He just sees like, oh, something looks like universal health care, so we should have that here, and it all works because they're all nice white people with yellow hair, so everything is great.
And that's really the way people are thinking about other countries.
But personally, I have an instinctive feeling that Britain should get out.
Britain has exempted itself from the foibles of Europe throughout its history.
They didn't have the Inquisition while the rest of Europe had the Inquisition.
They didn't get involved in the 30 Years' War, this bloody war that just completely, it was mostly fought in Germany, but every country in Europe was killing everybody else in Germany, and the British just stayed out of that.
You know, they didn't have the French Revolution.
They stayed non-revolutionary and developed toward freedom in a much more majestic and quiet and slowly paced way.
And they, of course, didn't have Hitler.
They alone, while the French were going like, oh, it's not the killing jews.
What a good idea.
I like it.
You know, the British were like, yeah, you know, come and get us.
So they have stood up in many, many ways.
And my instinct is they should do that again now.
But of course, it's something for them to decide.
But the thing is, they're having the exact same problem with Brussels that we are having with Washington.
And here is the way that Jonah Goldberg puts it.
He says, for generations, American elites, particularly on the left side of the aisle, have insisted that democracy gets in the way of optimal decision-making.
What they like is they like experts.
Jonah goes on to quote Democrats since FDR who basically say our problems are now too complex for the people to solve.
We need experts.
And you remember Obama once said, if I could just sit down for a few hours with the experts, we could solve all the problems.
Experts Over Democracy 00:04:33
But unfortunately, we have to go through the Constitution.
So he says this attitude, this love of expertise, virtually defines the Obama administration's approach to everything from climate change.
It was the Environmental Protection Agency, not Congress, that destroyed the coal agency, to immigration.
Even President Obama admitted his executive orders would be unconstitutional, then went through with them anyway.
Hillary Clinton's disdain for the rules regarding her server and email, whether criminal or not, have the distinct stench of aloof aristocratic arrogance, as does her family's foundation.
The thing about the rule of unaccountable rulers is that people will defer to them so long as they feel things are moving in the right direction, economically and otherwise, but when their incompetence and self-dealing seems to come at the expense of the public, the deference ends.
See, the problem with rule by experts is that experts don't know anything.
This is really the problem.
An expert telling you how you should make your bananas, how you should run your garage, doesn't know what you know.
There's a wonderful movie.
Have you ever seen Back to School with Rodney Dangerfield?
And Back to School, Rodney Dangerfield is a businessman, a rich businessman, who goes back to school because his son is having problems or he goes back to college.
And here's a scene where the expert in college who's never started a business, never done anything, is explaining to the class how you start a business, and Dangerfield interrupts him.
You will see the final bottom line requires the factoring in of not just the material and construction costs, but also the architects' fees and the costs of land servicing.
Oh, you're left out of a bunch of stuff.
Oh, really?
Like what, for instance?
Well, first of all, you're going to have to grease local politicians for the sudden zoning problems that always come up.
Then there's the kickbacks to the carpenters.
And if you plan on using any cement in this building, I'm sure the teams would like to have a little chat with you.
And that'll cost you.
Oh, and I'll get something for the building inspectors.
Then there's a long-term course, such as waste disposal.
I don't know if you're familiar with who runs that business, but I assure you it's not the Boy Scouts.
That'll be quite enough, Mr.
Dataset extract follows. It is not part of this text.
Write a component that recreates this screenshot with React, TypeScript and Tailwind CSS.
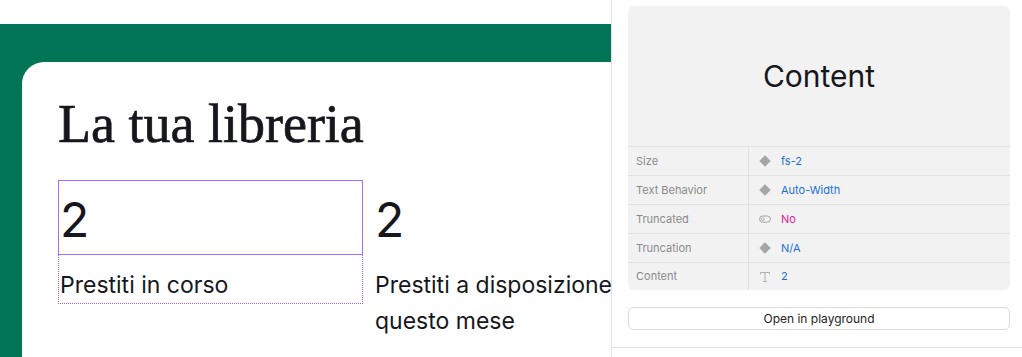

Mellon.
Maybe bribes and kickbacks and mafia payoffs are how you do business.
But they are not part of the legitimate business world.
And they're certainly not part of anything I'm teaching in this class.
Do I make myself clear?
Sorry, just trying to help.
You got to pay off the mob if you want the construction stuff.
So, you know, yesterday, Hillary Clinton launched her big attack on Trump for his business failures.
And one of her funny lines, play Hillary 2, the second Hillary Clip.
I think Donald Trump has said he's qualified to be president because of his business record.
A few days ago, he said, and I quote, I'm going to do for the country what I did for my business.
So let's take a look at what he did for his business.
He's written a lot of books about business.
They all seem to end at chapter 11.
Hey, you know, good line, I guess, for a politician.
But the thing is, you know, in business, you fail.
In business, failing is part of your success.
You fail because you try things out on the public and the public doesn't like them and you change.
True in show business.
You make a movie, the public doesn't show up, you make a different movie.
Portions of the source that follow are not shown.